Each line of the data that includes the string "React" is to be copied out.
= = = = = = =
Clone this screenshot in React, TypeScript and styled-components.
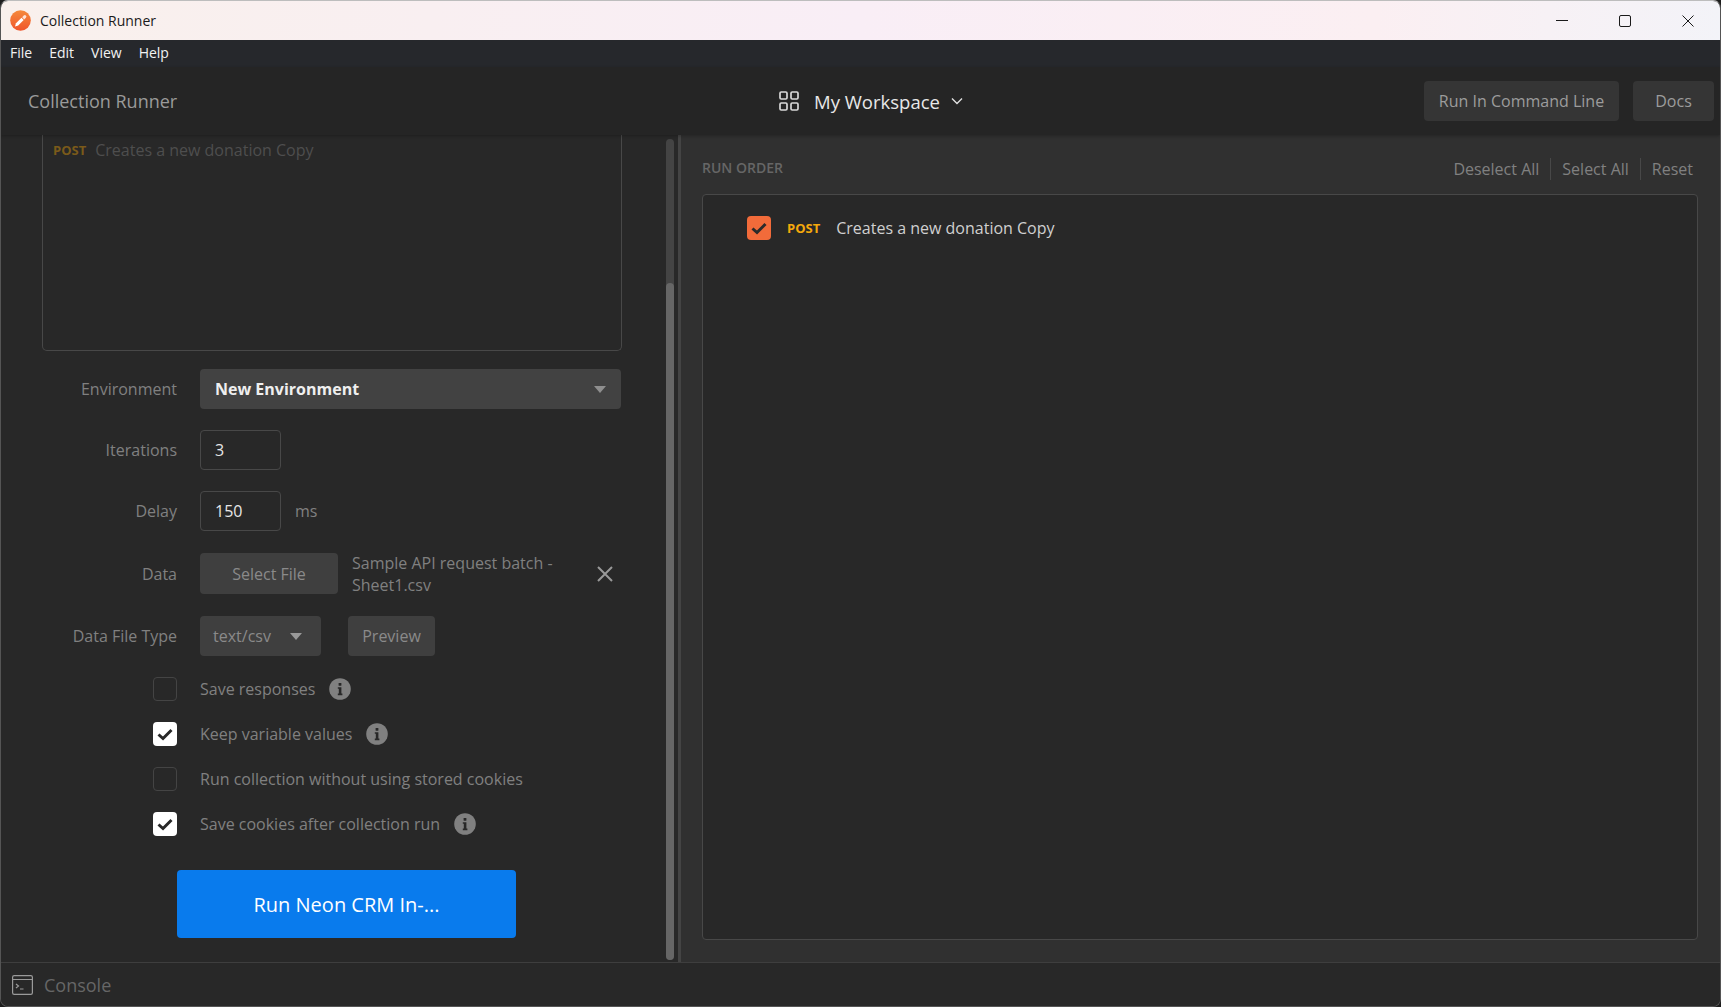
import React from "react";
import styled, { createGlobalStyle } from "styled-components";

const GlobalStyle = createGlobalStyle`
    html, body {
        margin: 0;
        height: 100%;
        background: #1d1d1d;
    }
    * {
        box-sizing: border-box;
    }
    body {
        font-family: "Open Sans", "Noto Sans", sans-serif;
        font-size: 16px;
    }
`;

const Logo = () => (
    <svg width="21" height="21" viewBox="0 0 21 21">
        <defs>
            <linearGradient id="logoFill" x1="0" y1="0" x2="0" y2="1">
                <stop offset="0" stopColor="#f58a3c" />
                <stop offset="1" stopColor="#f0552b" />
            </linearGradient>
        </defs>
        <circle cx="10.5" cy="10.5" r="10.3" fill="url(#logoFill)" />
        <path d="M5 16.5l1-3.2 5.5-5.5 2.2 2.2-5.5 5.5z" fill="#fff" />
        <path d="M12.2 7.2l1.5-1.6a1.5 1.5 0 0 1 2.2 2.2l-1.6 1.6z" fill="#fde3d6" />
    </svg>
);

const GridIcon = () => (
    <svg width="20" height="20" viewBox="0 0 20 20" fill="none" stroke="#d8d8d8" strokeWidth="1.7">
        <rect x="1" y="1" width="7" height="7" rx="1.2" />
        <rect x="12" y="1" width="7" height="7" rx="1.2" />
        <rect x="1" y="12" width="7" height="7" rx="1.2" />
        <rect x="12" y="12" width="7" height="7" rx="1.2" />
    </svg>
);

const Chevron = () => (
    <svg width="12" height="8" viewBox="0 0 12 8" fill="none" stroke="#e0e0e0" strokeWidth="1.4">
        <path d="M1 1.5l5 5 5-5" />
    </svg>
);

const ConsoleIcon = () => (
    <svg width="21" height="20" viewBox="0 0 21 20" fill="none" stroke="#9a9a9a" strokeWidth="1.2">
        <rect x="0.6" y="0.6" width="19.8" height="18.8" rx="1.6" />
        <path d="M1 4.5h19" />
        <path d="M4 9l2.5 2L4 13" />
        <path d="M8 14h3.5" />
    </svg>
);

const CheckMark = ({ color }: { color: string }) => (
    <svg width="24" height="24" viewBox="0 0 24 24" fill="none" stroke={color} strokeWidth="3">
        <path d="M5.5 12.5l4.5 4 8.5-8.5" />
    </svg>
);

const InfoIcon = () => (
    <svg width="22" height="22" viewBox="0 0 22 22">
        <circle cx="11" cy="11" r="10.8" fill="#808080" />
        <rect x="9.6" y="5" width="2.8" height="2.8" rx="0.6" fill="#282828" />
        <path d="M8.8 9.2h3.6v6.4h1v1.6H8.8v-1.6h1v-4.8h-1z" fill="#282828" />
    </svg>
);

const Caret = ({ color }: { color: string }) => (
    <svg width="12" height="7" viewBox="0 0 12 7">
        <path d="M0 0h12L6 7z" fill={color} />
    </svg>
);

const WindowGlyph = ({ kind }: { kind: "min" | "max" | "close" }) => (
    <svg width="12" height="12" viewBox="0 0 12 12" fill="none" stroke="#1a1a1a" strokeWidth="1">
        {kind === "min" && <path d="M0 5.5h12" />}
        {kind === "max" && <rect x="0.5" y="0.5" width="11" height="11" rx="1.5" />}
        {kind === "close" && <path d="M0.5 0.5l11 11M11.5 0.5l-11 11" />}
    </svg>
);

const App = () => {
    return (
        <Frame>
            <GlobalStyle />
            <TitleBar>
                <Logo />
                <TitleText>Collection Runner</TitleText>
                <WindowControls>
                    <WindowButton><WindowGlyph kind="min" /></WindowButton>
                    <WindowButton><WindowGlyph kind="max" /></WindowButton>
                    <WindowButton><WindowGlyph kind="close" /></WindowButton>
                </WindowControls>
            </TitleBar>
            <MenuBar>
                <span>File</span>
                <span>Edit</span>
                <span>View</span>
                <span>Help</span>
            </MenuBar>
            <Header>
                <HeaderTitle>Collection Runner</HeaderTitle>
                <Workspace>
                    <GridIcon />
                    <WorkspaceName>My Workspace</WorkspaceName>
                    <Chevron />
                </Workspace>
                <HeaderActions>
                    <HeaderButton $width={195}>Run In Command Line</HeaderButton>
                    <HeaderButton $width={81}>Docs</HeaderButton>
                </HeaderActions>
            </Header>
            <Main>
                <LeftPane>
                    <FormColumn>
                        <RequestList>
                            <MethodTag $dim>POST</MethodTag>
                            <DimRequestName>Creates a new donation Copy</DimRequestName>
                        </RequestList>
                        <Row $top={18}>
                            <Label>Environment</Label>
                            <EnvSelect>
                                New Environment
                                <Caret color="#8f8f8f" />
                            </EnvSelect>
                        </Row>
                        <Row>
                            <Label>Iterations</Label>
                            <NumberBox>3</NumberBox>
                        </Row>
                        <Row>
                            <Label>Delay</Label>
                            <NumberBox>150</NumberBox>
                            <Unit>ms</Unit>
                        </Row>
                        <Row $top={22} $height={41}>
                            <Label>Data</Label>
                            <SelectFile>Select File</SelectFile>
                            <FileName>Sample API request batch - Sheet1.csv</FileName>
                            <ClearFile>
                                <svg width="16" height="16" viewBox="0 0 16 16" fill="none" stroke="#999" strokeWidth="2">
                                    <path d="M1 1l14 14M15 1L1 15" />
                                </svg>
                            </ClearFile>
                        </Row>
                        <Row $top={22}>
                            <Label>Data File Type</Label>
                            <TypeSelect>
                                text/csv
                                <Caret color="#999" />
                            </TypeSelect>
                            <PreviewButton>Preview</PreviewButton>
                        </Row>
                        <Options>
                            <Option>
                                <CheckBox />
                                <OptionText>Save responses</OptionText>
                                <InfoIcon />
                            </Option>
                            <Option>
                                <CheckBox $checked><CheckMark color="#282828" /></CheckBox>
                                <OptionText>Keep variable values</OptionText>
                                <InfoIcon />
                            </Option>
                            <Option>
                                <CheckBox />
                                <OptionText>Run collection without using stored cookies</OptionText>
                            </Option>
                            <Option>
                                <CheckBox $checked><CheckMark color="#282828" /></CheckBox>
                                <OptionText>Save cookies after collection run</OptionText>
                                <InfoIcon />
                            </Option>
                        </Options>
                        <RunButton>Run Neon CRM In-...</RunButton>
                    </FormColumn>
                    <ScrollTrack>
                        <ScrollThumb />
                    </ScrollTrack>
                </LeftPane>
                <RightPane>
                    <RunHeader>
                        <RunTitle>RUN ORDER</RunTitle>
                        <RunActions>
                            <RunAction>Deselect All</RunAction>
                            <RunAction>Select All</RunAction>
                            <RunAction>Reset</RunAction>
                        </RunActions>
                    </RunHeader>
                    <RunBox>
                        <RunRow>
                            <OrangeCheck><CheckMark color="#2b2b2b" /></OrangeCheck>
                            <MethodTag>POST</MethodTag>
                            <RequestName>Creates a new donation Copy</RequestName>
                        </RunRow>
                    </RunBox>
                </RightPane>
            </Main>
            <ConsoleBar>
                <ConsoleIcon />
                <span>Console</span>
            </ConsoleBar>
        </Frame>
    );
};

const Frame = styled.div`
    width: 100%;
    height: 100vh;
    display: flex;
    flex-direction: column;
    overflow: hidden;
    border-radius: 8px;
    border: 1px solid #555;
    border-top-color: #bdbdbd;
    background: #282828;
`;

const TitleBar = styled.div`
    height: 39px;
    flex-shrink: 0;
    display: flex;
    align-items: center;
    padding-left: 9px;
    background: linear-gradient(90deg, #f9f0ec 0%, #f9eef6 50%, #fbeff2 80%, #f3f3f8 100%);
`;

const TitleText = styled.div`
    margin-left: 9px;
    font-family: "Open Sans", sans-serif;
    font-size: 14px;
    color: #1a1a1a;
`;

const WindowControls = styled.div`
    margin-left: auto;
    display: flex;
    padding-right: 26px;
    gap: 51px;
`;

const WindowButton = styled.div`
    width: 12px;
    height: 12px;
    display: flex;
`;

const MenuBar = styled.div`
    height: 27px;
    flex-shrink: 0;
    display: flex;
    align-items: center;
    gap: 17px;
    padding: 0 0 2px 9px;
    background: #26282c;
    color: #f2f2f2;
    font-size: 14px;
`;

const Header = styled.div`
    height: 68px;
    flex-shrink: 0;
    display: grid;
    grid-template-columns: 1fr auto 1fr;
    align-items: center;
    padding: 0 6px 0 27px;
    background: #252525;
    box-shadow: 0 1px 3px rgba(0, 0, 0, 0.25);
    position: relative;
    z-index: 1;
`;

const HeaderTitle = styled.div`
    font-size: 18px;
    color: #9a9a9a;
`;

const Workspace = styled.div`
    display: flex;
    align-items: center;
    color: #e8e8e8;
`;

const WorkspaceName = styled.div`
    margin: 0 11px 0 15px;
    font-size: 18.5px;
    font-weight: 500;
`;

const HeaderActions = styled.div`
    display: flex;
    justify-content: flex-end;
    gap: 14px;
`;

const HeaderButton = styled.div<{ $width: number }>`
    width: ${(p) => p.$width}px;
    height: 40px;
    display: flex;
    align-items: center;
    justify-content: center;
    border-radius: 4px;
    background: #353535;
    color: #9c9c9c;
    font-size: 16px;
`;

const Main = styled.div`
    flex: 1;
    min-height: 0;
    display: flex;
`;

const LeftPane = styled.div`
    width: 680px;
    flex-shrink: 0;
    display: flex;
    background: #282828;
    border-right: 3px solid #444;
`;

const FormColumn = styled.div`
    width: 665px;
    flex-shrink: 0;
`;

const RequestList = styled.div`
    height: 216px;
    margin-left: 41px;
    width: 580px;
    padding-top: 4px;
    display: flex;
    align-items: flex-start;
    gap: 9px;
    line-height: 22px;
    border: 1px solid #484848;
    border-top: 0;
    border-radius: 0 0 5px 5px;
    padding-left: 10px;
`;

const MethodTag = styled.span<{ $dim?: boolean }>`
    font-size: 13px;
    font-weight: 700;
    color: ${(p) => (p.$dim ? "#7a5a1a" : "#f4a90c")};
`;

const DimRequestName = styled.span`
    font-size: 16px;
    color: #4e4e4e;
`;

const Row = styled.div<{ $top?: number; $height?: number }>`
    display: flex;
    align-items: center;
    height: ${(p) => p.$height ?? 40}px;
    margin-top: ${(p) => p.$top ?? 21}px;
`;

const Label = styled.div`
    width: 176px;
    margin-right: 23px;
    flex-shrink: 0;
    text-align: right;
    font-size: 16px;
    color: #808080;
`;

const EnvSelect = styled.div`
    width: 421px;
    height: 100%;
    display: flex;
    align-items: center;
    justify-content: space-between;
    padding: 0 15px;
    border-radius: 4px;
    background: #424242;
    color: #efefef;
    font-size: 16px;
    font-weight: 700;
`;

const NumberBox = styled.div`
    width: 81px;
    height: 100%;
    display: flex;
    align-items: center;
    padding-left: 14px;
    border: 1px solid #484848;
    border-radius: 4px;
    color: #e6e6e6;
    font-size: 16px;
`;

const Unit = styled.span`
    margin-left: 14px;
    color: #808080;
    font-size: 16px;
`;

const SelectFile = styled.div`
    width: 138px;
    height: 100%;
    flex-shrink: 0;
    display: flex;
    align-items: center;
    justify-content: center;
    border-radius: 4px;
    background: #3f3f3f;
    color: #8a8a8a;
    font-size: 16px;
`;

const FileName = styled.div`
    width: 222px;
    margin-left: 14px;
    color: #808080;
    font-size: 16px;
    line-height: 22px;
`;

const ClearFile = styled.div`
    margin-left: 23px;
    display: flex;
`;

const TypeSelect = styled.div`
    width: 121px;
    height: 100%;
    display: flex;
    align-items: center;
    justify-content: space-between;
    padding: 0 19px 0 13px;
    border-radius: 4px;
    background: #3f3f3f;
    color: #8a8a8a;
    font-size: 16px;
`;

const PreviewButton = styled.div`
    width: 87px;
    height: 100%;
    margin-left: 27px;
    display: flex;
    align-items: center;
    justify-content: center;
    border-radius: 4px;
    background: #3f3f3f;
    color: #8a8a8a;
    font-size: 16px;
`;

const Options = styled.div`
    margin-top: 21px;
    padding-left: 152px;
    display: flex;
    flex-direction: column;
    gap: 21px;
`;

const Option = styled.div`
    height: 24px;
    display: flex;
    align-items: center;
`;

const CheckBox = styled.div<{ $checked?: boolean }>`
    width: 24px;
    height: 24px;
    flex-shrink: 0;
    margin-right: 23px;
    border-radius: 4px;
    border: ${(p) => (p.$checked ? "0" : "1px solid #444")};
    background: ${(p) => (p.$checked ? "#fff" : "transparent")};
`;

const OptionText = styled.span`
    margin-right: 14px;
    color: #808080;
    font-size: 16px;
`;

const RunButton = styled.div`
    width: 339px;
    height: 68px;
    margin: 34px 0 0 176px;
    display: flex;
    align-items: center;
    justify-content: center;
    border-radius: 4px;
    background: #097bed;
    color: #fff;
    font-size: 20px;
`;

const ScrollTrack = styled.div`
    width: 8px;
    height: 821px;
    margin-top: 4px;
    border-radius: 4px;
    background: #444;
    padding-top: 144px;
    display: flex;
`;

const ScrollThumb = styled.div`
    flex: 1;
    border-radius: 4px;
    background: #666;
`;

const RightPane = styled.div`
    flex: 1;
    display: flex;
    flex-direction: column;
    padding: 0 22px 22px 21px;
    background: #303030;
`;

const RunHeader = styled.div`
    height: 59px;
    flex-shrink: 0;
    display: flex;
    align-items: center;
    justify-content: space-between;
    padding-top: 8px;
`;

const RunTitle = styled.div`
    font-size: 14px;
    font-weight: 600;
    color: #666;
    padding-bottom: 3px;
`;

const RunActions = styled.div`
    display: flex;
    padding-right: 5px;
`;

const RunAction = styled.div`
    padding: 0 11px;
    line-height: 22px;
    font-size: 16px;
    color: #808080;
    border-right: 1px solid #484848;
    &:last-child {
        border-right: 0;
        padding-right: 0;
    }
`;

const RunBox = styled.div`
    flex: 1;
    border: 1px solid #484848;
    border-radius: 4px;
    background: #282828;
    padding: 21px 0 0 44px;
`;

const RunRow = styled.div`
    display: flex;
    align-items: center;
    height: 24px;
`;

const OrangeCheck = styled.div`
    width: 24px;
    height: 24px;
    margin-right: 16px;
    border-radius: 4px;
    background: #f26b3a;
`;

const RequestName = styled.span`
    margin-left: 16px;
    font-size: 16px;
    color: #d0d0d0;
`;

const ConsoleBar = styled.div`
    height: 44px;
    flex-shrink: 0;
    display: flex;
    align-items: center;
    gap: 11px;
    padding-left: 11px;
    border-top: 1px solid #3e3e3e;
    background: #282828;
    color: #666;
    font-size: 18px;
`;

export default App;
= = = = = = =
**Completed exercise:**
Clone this screenshot in React, TypeScript and styled-components.
import React from "react";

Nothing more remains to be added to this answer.